◆ **GIVEN PROBLEM**: Copy all the data exactly, except the pictures.

◆ **DATA SHOWN**:
[START]

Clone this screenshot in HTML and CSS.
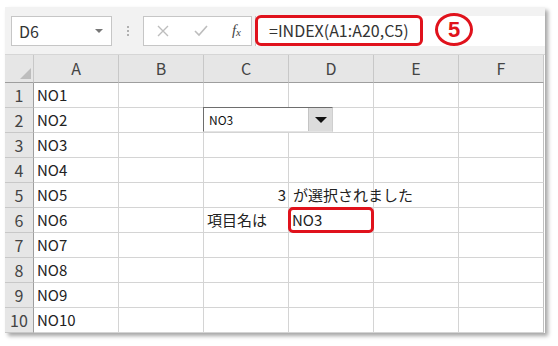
FILE: index.html
```html
<!DOCTYPE html>
<html lang="ja">
<head>
  <meta charset="UTF-8" />
  <title>INDEX</title>
  <link rel="stylesheet" href="styles.css">
</head>
<body>

<div class="frame">

  <!-- Formula bar -->
  <div class="toolbar">
    <div class="namebox">
      <span>D6</span>
      <span class="nb-arrow"></span>
    </div>
    <div class="grip"><i></i><i></i><i></i></div>
    <div class="fbuttons">
      <svg width="14" height="14" viewBox="0 0 14 14"><path d="M2 2 L12 12 M12 2 L2 12" stroke="#bdbdbd" stroke-width="1.4" fill="none"/></svg>
      <svg width="16" height="14" viewBox="0 0 16 14"><path d="M2 7 L6 11 L14 2" stroke="#bdbdbd" stroke-width="1.6" fill="none"/></svg>
      <span class="fx">f<sub>x</sub></span>
    </div>
    <div class="finput">
      <div class="formula">=INDEX(A1:A20,C5)</div>
      <div class="step">5</div>
    </div>
  </div>

  <!-- Sheet -->
  <div class="sheet">
    <div class="hd corner"><span class="tri"></span></div>
    <div class="hd">A</div><div class="hd">B</div><div class="hd">C</div>
    <div class="hd">D</div><div class="hd">E</div><div class="hd">F</div>

    <div class="rh">1</div><div class="c">NO1</div><div class="c"></div><div class="c"></div><div class="c"></div><div class="c"></div><div class="c"></div>
    <div class="rh">2</div><div class="c">NO2</div><div class="c"></div>
    <div class="c dd-cell">
      <div class="dropdown">
        <span class="dd-val">NO3</span>
        <span class="dd-btn"><span class="dd-tri"></span></span>
      </div>
    </div>
    <div class="c"></div><div class="c"></div><div class="c"></div>
    <div class="rh">3</div><div class="c">NO3</div><div class="c"></div><div class="c"></div><div class="c"></div><div class="c"></div><div class="c"></div>
    <div class="rh">4</div><div class="c">NO4</div><div class="c"></div><div class="c"></div><div class="c"></div><div class="c"></div><div class="c"></div>
    <div class="rh">5</div><div class="c">NO5</div><div class="c"></div><div class="c num">3</div><div class="c over">が選択されました</div><div class="c"></div><div class="c"></div>
    <div class="rh">6</div><div class="c">NO6</div><div class="c"></div><div class="c">項目名は</div><div class="c sel">NO3<span class="ring"></span></div><div class="c"></div><div class="c"></div>
    <div class="rh">7</div><div class="c">NO7</div><div class="c"></div><div class="c"></div><div class="c"></div><div class="c"></div><div class="c"></div>
    <div class="rh">8</div><div class="c">NO8</div><div class="c"></div><div class="c"></div><div class="c"></div><div class="c"></div><div class="c"></div>
    <div class="rh">9</div><div class="c">NO9</div><div class="c"></div><div class="c"></div><div class="c"></div><div class="c"></div><div class="c"></div>
    <div class="rh">10</div><div class="c">NO10</div><div class="c"></div><div class="c"></div><div class="c"></div><div class="c"></div><div class="c"></div>
  </div>

</div>

</body>
</html>
```

FILE: styles.css
```css
* { margin: 0; padding: 0; box-sizing: border-box; }
html, body {
  width: 100%;
  height: 100%;
  overflow: hidden;
  background: #fff;
  font-family: "Noto Sans CJK JP", "Noto Sans", sans-serif;
  color: #222;
}

.frame {
  margin: 7px 0 0 5px;
  width: 540px;
  background: #fff;
  box-shadow: 3px 3px 4px rgba(0, 0, 0, 0.35);
}

/* toolbar */
.toolbar {
  height: 48px;
  background: #f2f2f2;
  display: flex;
  align-items: center;
  padding-left: 6px;
  border-bottom: 1px solid #d6d6d6;
}

.namebox {
  width: 101px;
  height: 30px;
  background: #fff;
  border: 1px solid #c6c6c6;
  display: flex;
  align-items: center;
  justify-content: space-between;
  padding: 0 8px 0 7px;
  font-size: 16px;
  color: #333;
}

.nb-arrow {
  width: 0; height: 0;
  border-left: 4px solid transparent;
  border-right: 4px solid transparent;
  border-top: 4px solid #777;
}

.grip {
  width: 31px;
  display: flex;
  flex-direction: column;
  align-items: center;
  gap: 2px;
}
.grip i {
  width: 2px; height: 2px;
  background: #b0b0b0;
}

.fbuttons {
  width: 109px;
  height: 30px;
  background: #fff;
  border: 1px solid #c6c6c6;
  display: flex;
  align-items: center;
  justify-content: space-between;
  padding: 0 10px 0 12px;
}

.fx {
  font-family: "Liberation Serif", serif;
  font-style: italic;
  font-size: 15px;
  color: #444;
}
.fx sub { font-size: 11px; vertical-align: -1px; }

.finput {
  flex: 1;
  height: 30px;
  margin-left: 3px;
  background: #fff;
  border-left: 1px solid #c6c6c6;
  display: flex;
  align-items: center;
  position: relative;
}

.formula {
  width: 168px;
  height: 31px;
  margin-left: -1px;
  margin-top: -1px;
  border: 3px solid #e0121c;
  border-radius: 6px;
  font-size: 16px;
  color: #333;
  padding: 0 0 0 11px;
  line-height: 25px;
}

.step {
  width: 38px;
  height: 33px;
  margin-left: 12px;
  margin-top: -3px;
  border: 3px solid #e0121c;
  border-radius: 50%;
  color: #e0121c;
  font-family: "Liberation Sans", sans-serif;
  font-weight: bold;
  font-size: 22px;
  text-align: center;
  line-height: 27px;
}

/* sheet */
.sheet {
  display: grid;
  grid-template-columns: 29px repeat(6, 85px);
  grid-template-rows: 28px repeat(10, 25px);
  font-size: 15px;
}

.hd {
  background: #e6e6e6;
  border-right: 1px solid #c8c8c8;
  border-bottom: 1px solid #9e9e9e;
  text-align: center;
  line-height: 27px;
  color: #444;
  font-size: 16px;
}
.hd:last-child { border-right: 1px solid #9e9e9e; }

.corner { position: relative; }
.tri {
  position: absolute;
  right: 2px;
  bottom: 3px;
  width: 0; height: 0;
  border-left: 11px solid transparent;
  border-bottom: 11px solid #bdbdbd;
}

.rh {
  background: #e6e6e6;
  border-right: 1px solid #9e9e9e;
  border-bottom: 1px solid #c8c8c8;
  text-align: center;
  line-height: 24px;
  color: #444;
  font-size: 16px;
}

.c {
  border-right: 1px solid #d4d4d4;
  border-bottom: 1px solid #d4d4d4;
  line-height: 24px;
  padding-left: 3px;
  white-space: nowrap;
  position: relative;
}
.c:nth-child(7n) { border-right-color: #c0c0c0; }

.num { text-align: right; padding-right: 2px; }
.over { overflow: visible; padding-left: 4px; }
.sel { padding-left: 3px; }

.ring {
  position: absolute;
  left: -1px;
  top: -1px;
  width: 86px;
  height: 26px;
  border: 3px solid #e0121c;
  border-radius: 5px;
}

.dd-cell { overflow: visible; }
.dropdown {
  position: absolute;
  left: -1px;
  top: -1px;
  width: 130px;
  height: 25px;
  background: #fff;
  border-top: 1px solid #6e6e6e;
  border-left: 1px solid #6e6e6e;
  border-right: 1px solid #cfcfcf;
  border-bottom: 1px solid #e4e4e4;
  display: flex;
  z-index: 2;
}
.dd-val {
  flex: 1;
  font-size: 12px;
  line-height: 23px;
  padding-left: 5px;
  color: #111;
}
.dd-btn {
  width: 24px;
  background: #dcdcdc;
  border-left: 1px solid #c4c4c4;
  display: flex;
  align-items: center;
  justify-content: center;
}
.dd-tri {
  width: 0; height: 0;
  border-left: 6px solid transparent;
  border-right: 6px solid transparent;
  border-top: 6px solid #111;
}
```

[END]

◆ **FINISHED TASK**:
Clone this screenshot in HTML and CSS.
FILE: index.html
```html
<!DOCTYPE html>
<html lang="ja">
<head>
  <meta charset="UTF-8" />
  <title>INDEX</title>
  <link rel="stylesheet" href="styles.css">
</head>
<body>

<div class="frame">

  <!-- Formula bar -->
  <div class="toolbar">
    <div class="namebox">
      <span>D6</span>
      <span class="nb-arrow"></span>
    </div>
    <div class="grip"><i></i><i></i><i></i></div>
    <div class="fbuttons">
      <svg width="14" height="14" viewBox="0 0 14 14"><path d="M2 2 L12 12 M12 2 L2 12" stroke="#bdbdbd" stroke-width="1.4" fill="none"/></svg>
      <svg width="16" height="14" viewBox="0 0 16 14"><path d="M2 7 L6 11 L14 2" stroke="#bdbdbd" stroke-width="1.6" fill="none"/></svg>
      <span class="fx">f<sub>x</sub></span>
    </div>
    <div class="finput">
      <div class="formula">=INDEX(A1:A20,C5)</div>
      <div class="step">5</div>
    </div>
  </div>

  <!-- Sheet -->
  <div class="sheet">
    <div class="hd corner"><span class="tri"></span></div>
    <div class="hd">A</div><div class="hd">B</div><div class="hd">C</div>
    <div class="hd">D</div><div class="hd">E</div><div class="hd">F</div>

    <div class="rh">1</div><div class="c">NO1</div><div class="c"></div><div class="c"></div><div class="c"></div><div class="c"></div><div class="c"></div>
    <div class="rh">2</div><div class="c">NO2</div><div class="c"></div>
    <div class="c dd-cell">
      <div class="dropdown">
        <span class="dd-val">NO3</span>
        <span class="dd-btn"><span class="dd-tri"></span></span>
      </div>
    </div>
    <div class="c"></div><div class="c"></div><div class="c"></div>
    <div class="rh">3</div><div class="c">NO3</div><div class="c"></div><div class="c"></div><div class="c"></div><div class="c"></div><div class="c"></div>
    <div class="rh">4</div><div class="c">NO4</div><div class="c"></div><div class="c"></div><div class="c"></div><div class="c"></div><div class="c"></div>
    <div class="rh">5</div><div class="c">NO5</div><div class="c"></div><div class="c num">3</div><div class="c over">が選択されました</div><div class="c"></div><div class="c"></div>
    <div class="rh">6</div><div class="c">NO6</div><div class="c"></div><div class="c">項目名は</div><div class="c sel">NO3<span class="ring"></span></div><div class="c"></div><div class="c"></div>
    <div class="rh">7</div><div class="c">NO7</div><div class="c"></div><div class="c"></div><div class="c"></div><div class="c"></div><div class="c"></div>
    <div class="rh">8</div><div class="c">NO8</div><div class="c"></div><div class="c"></div><div class="c"></div><div class="c"></div><div class="c"></div>
    <div class="rh">9</div><div class="c">NO9</div><div class="c"></div><div class="c"></div><div class="c"></div><div class="c"></div><div class="c"></div>
    <div class="rh">10</div><div class="c">NO10</div><div class="c"></div><div class="c"></div><div class="c"></div><div class="c"></div><div class="c"></div>
  </div>

</div>

</body>
</html>
```

FILE: styles.css
```css
* { margin: 0; padding: 0; box-sizing: border-box; }
html, body {
  width: 100%;
  height: 100%;
  overflow: hidden;
  background: #fff;
  font-family: "Noto Sans CJK JP", "Noto Sans", sans-serif;
  color: #222;
}

.frame {
  margin: 7px 0 0 5px;
  width: 540px;
  background: #fff;
  box-shadow: 3px 3px 4px rgba(0, 0, 0, 0.35);
}

/* toolbar */
.toolbar {
  height: 48px;
  background: #f2f2f2;
  display: flex;
  align-items: center;
  padding-left: 6px;
  border-bottom: 1px solid #d6d6d6;
}

.namebox {
  width: 101px;
  height: 30px;
  background: #fff;
  border: 1px solid #c6c6c6;
  display: flex;
  align-items: center;
  justify-content: space-between;
  padding: 0 8px 0 7px;
  font-size: 16px;
  color: #333;
}

.nb-arrow {
  width: 0; height: 0;
  border-left: 4px solid transparent;
  border-right: 4px solid transparent;
  border-top: 4px solid #777;
}

.grip {
  width: 31px;
  display: flex;
  flex-direction: column;
  align-items: center;
  gap: 2px;
}
.grip i {
  width: 2px; height: 2px;
  background: #b0b0b0;
}

.fbuttons {
  width: 109px;
  height: 30px;
  background: #fff;
  border: 1px solid #c6c6c6;
  display: flex;
  align-items: center;
  justify-content: space-between;
  padding: 0 10px 0 12px;
}

.fx {
  font-family: "Liberation Serif", serif;
  font-style: italic;
  font-size: 15px;
  color: #444;
}
.fx sub { font-size: 11px; vertical-align: -1px; }

.finput {
  flex: 1;
  height: 30px;
  margin-left: 3px;
  background: #fff;
  border-left: 1px solid #c6c6c6;
  display: flex;
  align-items: center;
  position: relative;
}

.formula {
  width: 168px;
  height: 31px;
  margin-left: -1px;
  margin-top: -1px;
  border: 3px solid #e0121c;
  border-radius: 6px;
  font-size: 16px;
  color: #333;
  padding: 0 0 0 11px;
  line-height: 25px;
}

.step {
  width: 38px;
  height: 33px;
  margin-left: 12px;
  margin-top: -3px;
  border: 3px solid #e0121c;
  border-radius: 50%;
  color: #e0121c;
  font-family: "Liberation Sans", sans-serif;
  font-weight: bold;
  font-size: 22px;
  text-align: center;
  line-height: 27px;
}

/* sheet */
.sheet {
  display: grid;
  grid-template-columns: 29px repeat(6, 85px);
  grid-template-rows: 28px repeat(10, 25px);
  font-size: 15px;
}

.hd {
  background: #e6e6e6;
  border-right: 1px solid #c8c8c8;
  border-bottom: 1px solid #9e9e9e;
  text-align: center;
  line-height: 27px;
  color: #444;
  font-size: 16px;
}
.hd:last-child { border-right: 1px solid #9e9e9e; }

.corner { position: relative; }
.tri {
  position: absolute;
  right: 2px;
  bottom: 3px;
  width: 0; height: 0;
  border-left: 11px solid transparent;
  border-bottom: 11px solid #bdbdbd;
}

.rh {
  background: #e6e6e6;
  border-right: 1px solid #9e9e9e;
  border-bottom: 1px solid #c8c8c8;
  text-align: center;
  line-height: 24px;
  color: #444;
  font-size: 16px;
}

.c {
  border-right: 1px solid #d4d4d4;
  border-bottom: 1px solid #d4d4d4;
  line-height: 24px;
  padding-left: 3px;
  white-space: nowrap;
  position: relative;
}
.c:nth-child(7n) { border-right-color: #c0c0c0; }

.num { text-align: right; padding-right: 2px; }
.over { overflow: visible; padding-left: 4px; }
.sel { padding-left: 3px; }

.ring {
  position: absolute;
  left: -1px;
  top: -1px;
  width: 86px;
  height: 26px;
  border: 3px solid #e0121c;
  border-radius: 5px;
}

.dd-cell { overflow: visible; }
.dropdown {
  position: absolute;
  left: -1px;
  top: -1px;
  width: 130px;
  height: 25px;
  background: #fff;
  border-top: 1px solid #6e6e6e;
  border-left: 1px solid #6e6e6e;
  border-right: 1px solid #cfcfcf;
  border-bottom: 1px solid #e4e4e4;
  display: flex;
  z-index: 2;
}
.dd-val {
  flex: 1;
  font-size: 12px;
  line-height: 23px;
  padding-left: 5px;
  color: #111;
}
.dd-btn {
  width: 24px;
  background: #dcdcdc;
  border-left: 1px solid #c4c4c4;
  display: flex;
  align-items: center;
  justify-content: center;
}
.dd-tri {
  width: 0; height: 0;
  border-left: 6px solid transparent;
  border-right: 6px solid transparent;
  border-top: 6px solid #111;
}
```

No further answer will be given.